В канун Рождества 1982 года по Би-би-си прозвучала очередная передача с очередным “парижским письмом” Ефима Григорьевича. Может быть, имеет смысл вспомнить начало этого текста, озаглавленного “Русский Париж”, поскольку в нем возникает один из главных сюжетов жизни и научной работы Е. Г. Эткинда — Пушкин.
“Конец года ознаменовался вспыхнувшим интересом к русской культуре – чуть ли не два последних месяца прошли под знаком России: спектакли, университетские заседания, Неделя русского языка и литературы в середине декабря и даже – даже литературные премии. За восемь лет жизни во Франции мне не приходилось видеть такой концентрации русских тем и героев…
16 декабря во Французской академии состоялась ежегодная публичная сессия с оглашением имен лауреатов. Большую премию романа получил Владимир Волков за роман “Монтаж” — это премия в высшей степени почетная; кстати сказать, недавно она была присуждена другому автору русского происхождения, поэту Алену Боске за автобиографический роман “Русская мать”. Рискуя прослыть нескромным, сообщу, что и я был под знаменитым академическим куполом на набережной Конти не в качестве наблюдателя или гостя, а тоже как лауреат 1982 года; Французская академия присудила свою переводческую премию, носящую имя Ланглуа, руководимой мною группе поэтов-переводчиков, участвовавших в создании первого во Франции собрания произведений Пушкина… Переводчики Пушкина работали совместно более пяти лет, и в конце концов нам удалось сделать то, что французы за полтора столетия не удосужились: выпустить в свет стихотворения, поэмы (в том числе “Евгения Онегина”), сохранив во французском переводе ритмическую и строфическую структуру оригинала и даже рифмы, которые современные переводчики, как правило, игнорируют. Пресса широко обсуждала это издание, статьи в большинстве журналов и газет были весьма благожелательны, и вот увенчалось все это обсуждение премией Ланглуа. Поскольку на сей раз речь идет о “русском Париже”, то я не скрою от наших слушателей, что мы отпраздновали нашу пушкинскую премию в старейшем русском ресторане “Доминик” на rue Br еа (поблизости от rue Compagne premiere, где в гостинице “Истрия” имел обыкновение жить Маяковский). Хозяин ресторана, покинувший Петроград в двадцатых годах — Лев Адольфович Аронсон, он же месье Доминик, — приходил к нам чокаться тем самым шампанским вином, которое так ценил Пушкин – “Вдова Клико”; многое с тех пор утекло, исчезло или преобразовалось, а “Вдова Клико” та же. Да и Французская академия не изменилась — впрочем, она та же, какая была еще в XVII веке, когда ее основал кардинал Ришелье”.

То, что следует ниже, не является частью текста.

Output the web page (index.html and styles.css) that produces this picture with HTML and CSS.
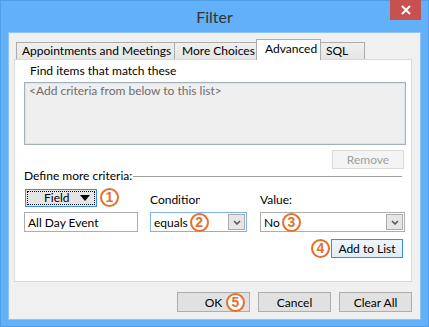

Итогом эткиндовской пушкинианы стали два тома, вышедшие незадолго до его кончины, — свод научных исследований “Божественный глагол. Пушкин, прочитанный в России и во Франции” и юбилейное издание, приуроченное к 200-летию А. С. Пушкина, “Избранная поэзия в переводах на французский язык”. В этой последней книге, изданной уже в России, снова, как почти два десятилетия назад, собрались под одной обложкой замечательные французские переводчики, объединенные в свое время Эткиндом, — Андре Маркович и Клод Эрну, Жан-Луи Бакес и Владимир Берелович, Вардан Чимичкян и Жан-Люк Моро… Об этой книге — отдельный разговор. В одном из давних писем из Парижа Ефим Григорьевич обронил: “Здесь постарались всё забыть; помнят — хотят всё помнить — у нас…” Ныне в эту фразу можно внести определенную коррекцию: и там далеко не все и не всё забыли, и здесь далеко не все и не всё хотят помнить. Жизнь и литературная судьба Ефима Эткинда была в определенном смысле реализацией идеи памяти, хранящей высокие помыслы и откровения от Пушкина до наших дней.